どの言語にも語源不詳・未詳の語は多数あるが,とりわけ歴史文化的に重要な語の場合には,活発な議論の対象となることが多い.英語(史)において Viking (ヴァイキング)は,語源が未解決である最重要語の1つである.
英語での初出は1807年と意外に遅い.一説によると,この語は Old Norse, Old Icelandic vīking-r の借用であり,この元の語は vīk (creek, inlet, bay) + -ingr (one belonging to) と分析される派生語である.すなわち,「入り江に住む者,入り江に出入りする者」ほどの意味となる.ここで1つの問題は,Viking が北欧語起源ということになると,北欧人が自分たちのことを「入り江の人」と自称していたことになりそうだが,それはなぜだろうか.彼らが入り江に出入りしていたことは事実だろうが,それが自称となるほどに彼らの強いアイデンティティと結びつけられていたのだろうか.海賊行為を働く人々を指す他称としてであれば理解できそうにも思うが,その場合には北欧語起源であるのがなぜか分からなくなる.
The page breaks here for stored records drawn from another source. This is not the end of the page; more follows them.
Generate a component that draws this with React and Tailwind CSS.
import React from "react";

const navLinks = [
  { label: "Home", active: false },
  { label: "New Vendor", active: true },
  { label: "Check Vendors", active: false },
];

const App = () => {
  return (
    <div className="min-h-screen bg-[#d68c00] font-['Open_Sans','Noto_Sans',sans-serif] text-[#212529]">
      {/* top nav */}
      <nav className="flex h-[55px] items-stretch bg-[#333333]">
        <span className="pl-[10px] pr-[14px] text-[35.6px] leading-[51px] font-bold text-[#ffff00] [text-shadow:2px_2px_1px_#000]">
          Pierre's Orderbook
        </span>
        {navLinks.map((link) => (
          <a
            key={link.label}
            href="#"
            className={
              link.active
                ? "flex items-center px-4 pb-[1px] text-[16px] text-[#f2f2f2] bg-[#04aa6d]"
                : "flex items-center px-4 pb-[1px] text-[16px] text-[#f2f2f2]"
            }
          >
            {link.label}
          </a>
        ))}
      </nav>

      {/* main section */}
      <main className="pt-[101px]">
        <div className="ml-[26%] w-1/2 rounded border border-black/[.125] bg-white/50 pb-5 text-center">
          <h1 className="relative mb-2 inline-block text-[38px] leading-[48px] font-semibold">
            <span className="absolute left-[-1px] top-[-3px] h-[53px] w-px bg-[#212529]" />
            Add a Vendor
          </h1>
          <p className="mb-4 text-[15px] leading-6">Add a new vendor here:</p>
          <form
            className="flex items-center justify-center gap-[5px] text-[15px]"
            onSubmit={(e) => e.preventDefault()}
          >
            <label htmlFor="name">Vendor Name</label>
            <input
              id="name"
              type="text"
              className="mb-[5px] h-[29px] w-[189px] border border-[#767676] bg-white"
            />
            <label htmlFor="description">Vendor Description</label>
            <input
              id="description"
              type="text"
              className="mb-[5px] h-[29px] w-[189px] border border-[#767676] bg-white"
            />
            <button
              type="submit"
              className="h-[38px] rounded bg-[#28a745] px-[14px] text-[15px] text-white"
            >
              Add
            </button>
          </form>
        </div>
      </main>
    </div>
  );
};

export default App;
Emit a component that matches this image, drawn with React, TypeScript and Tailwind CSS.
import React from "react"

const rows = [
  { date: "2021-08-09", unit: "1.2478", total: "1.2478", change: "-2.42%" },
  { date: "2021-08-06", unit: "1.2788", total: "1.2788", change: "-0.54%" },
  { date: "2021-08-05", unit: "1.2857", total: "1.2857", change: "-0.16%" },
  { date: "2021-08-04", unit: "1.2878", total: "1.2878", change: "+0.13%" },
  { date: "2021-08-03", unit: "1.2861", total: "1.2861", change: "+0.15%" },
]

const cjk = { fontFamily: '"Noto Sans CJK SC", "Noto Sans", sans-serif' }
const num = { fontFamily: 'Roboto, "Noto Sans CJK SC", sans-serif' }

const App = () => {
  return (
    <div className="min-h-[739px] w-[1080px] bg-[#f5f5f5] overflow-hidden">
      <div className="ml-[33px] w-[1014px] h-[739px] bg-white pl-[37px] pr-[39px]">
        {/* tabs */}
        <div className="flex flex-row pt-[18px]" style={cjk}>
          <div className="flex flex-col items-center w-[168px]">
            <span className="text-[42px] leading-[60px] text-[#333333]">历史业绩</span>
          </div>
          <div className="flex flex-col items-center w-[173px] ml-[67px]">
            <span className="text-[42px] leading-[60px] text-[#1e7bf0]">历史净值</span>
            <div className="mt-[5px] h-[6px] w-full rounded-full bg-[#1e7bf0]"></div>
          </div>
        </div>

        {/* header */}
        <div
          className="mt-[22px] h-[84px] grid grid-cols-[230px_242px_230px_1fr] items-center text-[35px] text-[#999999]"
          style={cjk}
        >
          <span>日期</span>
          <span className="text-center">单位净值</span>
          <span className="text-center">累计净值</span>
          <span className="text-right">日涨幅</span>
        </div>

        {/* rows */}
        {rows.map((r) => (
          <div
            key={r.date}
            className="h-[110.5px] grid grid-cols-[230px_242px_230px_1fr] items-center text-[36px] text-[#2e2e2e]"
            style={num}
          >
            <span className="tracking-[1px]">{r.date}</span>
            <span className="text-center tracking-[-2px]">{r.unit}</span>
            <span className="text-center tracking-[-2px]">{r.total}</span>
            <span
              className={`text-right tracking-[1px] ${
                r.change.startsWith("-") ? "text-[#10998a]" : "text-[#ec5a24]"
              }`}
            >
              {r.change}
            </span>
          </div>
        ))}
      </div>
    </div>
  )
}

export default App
一方,OED の採用している説は Anglo-Frisian に語源を求めている.ヴァイキングがある土地を襲う際に,一時的にキャンプを張る習慣があった.古英語には,キャンプの意味での wīc が文証されるし,wīcingsceaða (海賊行為)や sǣ-wīcingas (海賊)もすでに現れている.一方,Old Norse, Old Icelandic では10世紀後半にならないと問題の語が現れないので,文献学的にいえば古英語(さらに遡って Anglo-Frisian)に起源を求める説に利点がある.ただし,語源を求めるに際して文献至上主義には気をつけなければならないし,Anglo-Frisian 説では,ノルウェーをはじめとする北欧諸国の入り江に vīk のついた地名が異常に多い事実もうまく説明できない.この場合,Anglo-Frisian 発の語が北欧諸語に借用されたという筋書きを想定しなければならないが,この借用過程はどのように説明されるのかという別の問題が生じる.
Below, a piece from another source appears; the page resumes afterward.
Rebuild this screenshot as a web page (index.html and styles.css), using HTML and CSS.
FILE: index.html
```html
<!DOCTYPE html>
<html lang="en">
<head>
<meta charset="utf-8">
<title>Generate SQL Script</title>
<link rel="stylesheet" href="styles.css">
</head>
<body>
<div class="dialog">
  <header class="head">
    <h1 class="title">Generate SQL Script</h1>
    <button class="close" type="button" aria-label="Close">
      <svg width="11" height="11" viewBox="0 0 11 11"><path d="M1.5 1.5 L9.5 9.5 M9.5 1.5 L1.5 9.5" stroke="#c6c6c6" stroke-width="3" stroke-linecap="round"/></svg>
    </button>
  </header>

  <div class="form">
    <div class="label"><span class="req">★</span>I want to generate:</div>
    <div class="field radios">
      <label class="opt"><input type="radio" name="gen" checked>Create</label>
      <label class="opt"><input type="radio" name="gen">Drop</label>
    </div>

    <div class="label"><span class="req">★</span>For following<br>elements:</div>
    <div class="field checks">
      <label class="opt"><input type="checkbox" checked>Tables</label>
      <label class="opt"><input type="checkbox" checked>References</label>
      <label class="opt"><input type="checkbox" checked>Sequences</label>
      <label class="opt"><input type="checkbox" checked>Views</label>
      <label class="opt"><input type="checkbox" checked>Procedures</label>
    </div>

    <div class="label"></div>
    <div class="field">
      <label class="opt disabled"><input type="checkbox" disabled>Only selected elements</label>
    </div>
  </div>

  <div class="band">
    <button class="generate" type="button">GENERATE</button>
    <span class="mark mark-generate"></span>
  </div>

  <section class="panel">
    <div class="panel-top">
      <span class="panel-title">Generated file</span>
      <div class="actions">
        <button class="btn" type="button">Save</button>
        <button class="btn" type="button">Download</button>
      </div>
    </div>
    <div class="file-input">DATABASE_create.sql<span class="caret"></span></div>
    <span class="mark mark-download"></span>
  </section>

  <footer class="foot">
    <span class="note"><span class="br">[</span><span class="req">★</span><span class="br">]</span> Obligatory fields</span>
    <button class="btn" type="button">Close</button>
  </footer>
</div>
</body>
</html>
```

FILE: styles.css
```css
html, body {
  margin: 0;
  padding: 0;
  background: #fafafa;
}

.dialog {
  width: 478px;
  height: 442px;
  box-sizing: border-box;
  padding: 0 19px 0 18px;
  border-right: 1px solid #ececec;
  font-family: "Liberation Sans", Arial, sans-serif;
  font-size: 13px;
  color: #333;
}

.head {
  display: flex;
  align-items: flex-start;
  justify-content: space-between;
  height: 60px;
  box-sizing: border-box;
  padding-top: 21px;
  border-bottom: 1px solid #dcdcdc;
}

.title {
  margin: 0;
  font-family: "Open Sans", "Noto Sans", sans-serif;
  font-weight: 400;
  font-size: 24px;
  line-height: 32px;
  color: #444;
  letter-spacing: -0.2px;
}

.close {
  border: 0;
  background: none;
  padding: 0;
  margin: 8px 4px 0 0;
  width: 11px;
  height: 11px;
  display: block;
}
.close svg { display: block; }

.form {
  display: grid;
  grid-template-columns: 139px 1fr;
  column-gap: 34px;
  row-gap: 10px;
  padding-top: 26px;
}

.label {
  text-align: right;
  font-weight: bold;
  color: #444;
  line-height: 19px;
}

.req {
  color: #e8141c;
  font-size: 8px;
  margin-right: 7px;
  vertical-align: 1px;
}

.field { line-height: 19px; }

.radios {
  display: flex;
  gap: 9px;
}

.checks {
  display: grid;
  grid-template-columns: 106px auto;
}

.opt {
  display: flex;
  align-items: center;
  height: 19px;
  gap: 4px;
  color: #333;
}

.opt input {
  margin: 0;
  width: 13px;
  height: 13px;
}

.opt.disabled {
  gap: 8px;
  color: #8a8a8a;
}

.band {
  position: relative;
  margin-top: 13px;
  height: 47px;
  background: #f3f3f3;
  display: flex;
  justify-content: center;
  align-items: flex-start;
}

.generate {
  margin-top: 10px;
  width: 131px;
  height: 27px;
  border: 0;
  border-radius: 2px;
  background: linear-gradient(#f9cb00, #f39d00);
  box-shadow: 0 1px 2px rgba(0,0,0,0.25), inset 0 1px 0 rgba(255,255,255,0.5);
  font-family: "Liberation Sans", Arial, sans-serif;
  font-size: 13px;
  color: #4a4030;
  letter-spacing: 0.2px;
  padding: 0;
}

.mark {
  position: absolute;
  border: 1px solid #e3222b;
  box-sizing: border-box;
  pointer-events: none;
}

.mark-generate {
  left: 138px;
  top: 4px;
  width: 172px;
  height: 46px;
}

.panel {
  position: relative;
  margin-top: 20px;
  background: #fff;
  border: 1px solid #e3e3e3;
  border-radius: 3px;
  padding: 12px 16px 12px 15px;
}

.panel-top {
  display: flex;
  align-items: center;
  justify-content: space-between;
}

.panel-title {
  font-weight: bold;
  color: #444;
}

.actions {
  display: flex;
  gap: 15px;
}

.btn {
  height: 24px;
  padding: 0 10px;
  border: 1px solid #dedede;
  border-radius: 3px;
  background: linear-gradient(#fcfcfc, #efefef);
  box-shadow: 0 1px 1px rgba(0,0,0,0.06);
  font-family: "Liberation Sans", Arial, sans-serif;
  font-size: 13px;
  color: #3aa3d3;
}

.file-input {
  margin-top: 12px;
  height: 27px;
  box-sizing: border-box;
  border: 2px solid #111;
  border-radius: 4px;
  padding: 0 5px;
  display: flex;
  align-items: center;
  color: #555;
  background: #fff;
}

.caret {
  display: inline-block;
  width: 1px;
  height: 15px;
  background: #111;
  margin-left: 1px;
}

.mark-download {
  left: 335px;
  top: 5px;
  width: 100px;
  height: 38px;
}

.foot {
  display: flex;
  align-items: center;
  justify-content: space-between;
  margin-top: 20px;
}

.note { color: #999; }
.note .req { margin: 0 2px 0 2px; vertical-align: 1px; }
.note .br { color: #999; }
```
以上,主として荒 (100--03) に拠って Viking の語源説を見た.なお,日本語で食べ放題の食事スタイルを「バイキング」と呼んでいるが,これは和製語である.英語では,smorgasbord (立食の北欧料理) といったり,単に buffet ともいう.
・ 荒 正人 『ヴァイキング 世界史を変えた海の戦士』 中央公論新社〈中公新書〉,1968年.